For this reason, start out by defining the high-touch engagement model first and then reverse engineer to the low-touch model afterwards.

Companies find creating a repeatable engagement model easier when they think in a high-touch format.

They also tend to develop a more holistic approach that considers the customer experience when they do so.

With the repeatable, high-touch model in hand, the organization now knows exactly what the customer requires along their journey in order to be successful.

Automating this model into a scalable approach is fairly straightforward: look at the high-touch model and evaluate where there are opportunities to scale.

Jennifer Sutton, VP of Client Success at KEV Group suggests using lean principles and the concept of making something lean as a great tool to do this.

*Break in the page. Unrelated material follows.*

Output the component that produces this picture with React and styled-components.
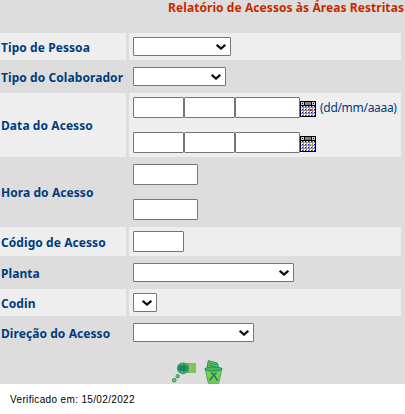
import React from 'react';
import styled, { createGlobalStyle } from 'styled-components';

const GlobalStyle = createGlobalStyle`
  * { box-sizing: border-box; }
  body { margin: 0; background: #fff; overflow: hidden; }
`;

const Page = styled.div`
  width: 405px;
  height: 414px;
  overflow: hidden;
  font-family: "Noto Sans", "Open Sans", sans-serif;
  font-size: 12px;
  color: #003c7d;
`;

const Panel = styled.main`
  height: 384px;
  background: #ddd;
`;

const Title = styled.h1`
  margin: 0;
  height: 33px;
  padding-right: 1px;
  text-align: right;
  white-space: nowrap;
  font-size: 12px;
  font-weight: 700;
  line-height: 16px;
  letter-spacing: ${(p) => p.$spacing}px;
  color: #c52b00;
`;

const Form = styled.form`
  display: grid;
  grid-template-columns: 126px 272px;
  grid-template-rows: 27px 27px 64px 64px 29px 27px 27px 27px;
  gap: 3px;
`;

const Label = styled.label`
  display: flex;
  align-items: center;
  padding: ${(p) => (p.$tall ? 0 : 2)}px 0 0 1px;
  white-space: nowrap;
  font-weight: 700;
  letter-spacing: 0.07px;
  background: ${(p) => (p.$shaded ? '#eee' : 'transparent')};
`;

const Field = styled.div`
  display: flex;
  flex-direction: column;
  gap: 14px;
  padding: 4px;
  background: ${(p) => (p.$shaded ? '#eee' : 'transparent')};
`;

const Line = styled.div`
  display: flex;
  height: 21px;
`;

const TextInput = styled.input`
  width: ${(p) => p.$width}px;
  height: 21px;
  margin: 0;
  padding: 1px 2px;
  border: 1px solid #767676;
  border-radius: 1px;
  background: #fff;
  outline: none;
`;

const SelectBox = styled.span`
  display: grid;
  width: ${(p) => p.$width}px;
  height: 19px;
  > * { grid-area: 1 / 1; }
  svg {
    justify-self: end;
    margin: 7px 5px 0 0;
    pointer-events: none;
  }
`;

const NativeSelect = styled.select`
  appearance: none;
  width: 100%;
  height: 19px;
  margin: 0;
  padding: 0;
  border: 1px solid #767676;
  border-radius: 1px;
  background: #fff;
  outline: none;
`;

const CalendarButton = styled.span`
  width: 16px;
  height: 16px;
  margin-top: 4px;
  svg { display: block; }
`;

const Hint = styled.span`
  margin-left: 4px;
  line-height: 21px;
  white-space: nowrap;
  letter-spacing: ${(p) => p.$spacing}px;
`;

const Actions = styled.div`
  display: flex;
  gap: 8px;
  padding: 14px 0 0 172px;
`;

const Footer = styled.footer`
  padding: 9px 0 0 10px;
  font: 10px/14px "Liberation Sans", Arial, sans-serif;
  letter-spacing: ${(p) => p.$spacing}px;
  color: #000;
`;

function Select({ width }) {
  return (
    <SelectBox $width={width}>
      <NativeSelect><option></option></NativeSelect>
      <svg width="10" height="6" viewBox="0 0 10 6">
        <path d="M.7.8L5 4.6 9.3.8" fill="none" stroke="#111" strokeWidth="2.2" />
      </svg>
    </SelectBox>
  );
}

const dotRows = [5, 8, 11, 14];
const dotColumns = [2, 5, 8, 11, 14];

function Calendar({ mark }) {
  return (
    <CalendarButton>
      <svg width="16" height="16" viewBox="0 0 16 16" shapeRendering="crispEdges">
        <path d="M0 0h16v16H0z" fill="#000" />
        <path d="M1 1h3v3H1zM12 1h3v3h-3z" fill="#ccc" />
        <path d="M2 2h1v1H2zM13 2h1v1h-1z" fill="#000" />
        <path d="M5 1h6v3H5z" fill="#808080" />
        <path d="M1 5h14v10H1z" fill="#fff" />
        <path d="M1 6h14v1H1zM1 9h14v1H1zM1 12h14v1H1zM3 5h1v10H3zM6 5h1v10H6zM9 5h1v10H9zM12 5h1v10h-1z" fill="#909090" />
        {dotRows.map((y) => dotColumns.map((x) => (
          <path key={`${x}-${y}`} d={`M${x} ${y}h1v1h-1z`} fill="#1010d0" />
        )))}
        <path d="M10 8h2v2h-2z" fill={mark} />
        <path d="M10 9h1v1h-1z" fill="#f02010" />
      </svg>
    </CalendarButton>
  );
}

function DateLine({ mark, children }) {
  return (
    <Line>
      <TextInput $width={51} />
      <TextInput $width={51} />
      <TextInput $width={65} />
      <Calendar mark={mark} />
      {children}
    </Line>
  );
}

export default function App() {
  return (
    <Page>
      <GlobalStyle />
      <Panel>
        <Title $spacing={0.07}>Relatório de Acessos às Áreas Restritas</Title>
        <Form>
          <Label $shaded>Tipo de Pessoa</Label>
          <Field $shaded><Select width={98} /></Field>
          <Label>Tipo do Colaborador</Label>
          <Field><Select width={93} /></Field>
          <Label $shaded $tall>Data do Acesso</Label>
          <Field $shaded>
            <DateLine mark="#f02010"><Hint $spacing={-0.3}>(dd/mm/aaaa)</Hint></DateLine>
            <DateLine mark="#e8d020" />
          </Field>
          <Label $tall>Hora do Acesso</Label>
          <Field>
            <TextInput $width={65} />
            <TextInput $width={65} />
          </Field>
          <Label $shaded>Código de Acesso</Label>
          <Field $shaded><TextInput $width={51} /></Field>
          <Label>Planta</Label>
          <Field><Select width={161} /></Field>
          <Label $shaded>Codin</Label>
          <Field $shaded><Select width={24} /></Field>
          <Label>Direção do Acesso</Label>
          <Field><Select width={121} /></Field>
        </Form>
        <Actions>
          <svg width="24" height="24" viewBox="0 0 24 24">
            <path d="M12 3h12v10H12z" fill="#84c45a" />
            <path d="M14 3h3v10h-3z" fill="#62b659" />
            <circle cx="11" cy="8.3" r="6.1" fill="#4aac5b" />
            <path d="M6.5 5.5h9.5v5.5H6.5q-2-2.7 0-5.5z" fill="#208f6b" />
            <path d="M9 5v6M12 4v8" stroke="#137257" />
            <circle cx="5.7" cy="16.2" r="1.7" fill="#6cc052" stroke="#169060" strokeWidth=".8" />
            <circle cx="2.2" cy="20.2" r="1.9" fill="#6cc052" stroke="#169060" strokeWidth=".8" />
          </svg>
          <svg width="20" height="24" viewBox="0 0 20 24">
            <path d="M3 8.5L4.3.7l9 2.3 1.5 5z" fill="#82c95c" stroke="#119568" />
            <path d="M5 3l8 2M4.5 5l8 2" stroke="#098861" />
            <path d="M1 8.5h17l-3.3 14.8H4.3z" fill="#7fc854" stroke="#39a35b" strokeWidth=".8" />
            <ellipse cx="9.5" cy="9" rx="8.6" ry="2" fill="#54b35a" stroke="#149270" />
            <path d="M7 12.5l3 2.5 3.5 5.5M12.5 12.5l-3 2.7-4 5.3" fill="none" stroke="#078267" strokeWidth="1.4" />
          </svg>
        </Actions>
      </Panel>
      <Footer $spacing={0.35}>Verificado em: 15/02/2022</Footer>
    </Page>
  );
}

For example, if discovery and an assessment are part of the customer journey, create an interactive website that collects information and outputs a recommendations report on what the customer should do as a next step instead of having meetings to do this.

If the engagement model identifies that a 1:1 session is required, create a video that can be sent to the customer so they can review the same content in an automated fashion.

By outlining a high-touch model that addresses the customer experience and their holistic needs, and then making the entire model lean, a business ensures that low-touch customers still receive all the support they require in a seamless, positive manner.

The company also creates an approach ensuring that all customers receive an amazing experience and are successful albeit they may just interact with the organization differently (be it in a high-, low- or tech-touch manner).

Bottom Line: Scaling Customer Success Starts with Understanding Success

Automated, low-touch and blended approaches play a key role in the solution to scaling Customer Success.

To create a scalable, holistic customer approach identify what customers need along the entire customer journey by looking at the patterns of your most successful customers and then codify that into an engagement model that drives repeatable success and customer experience.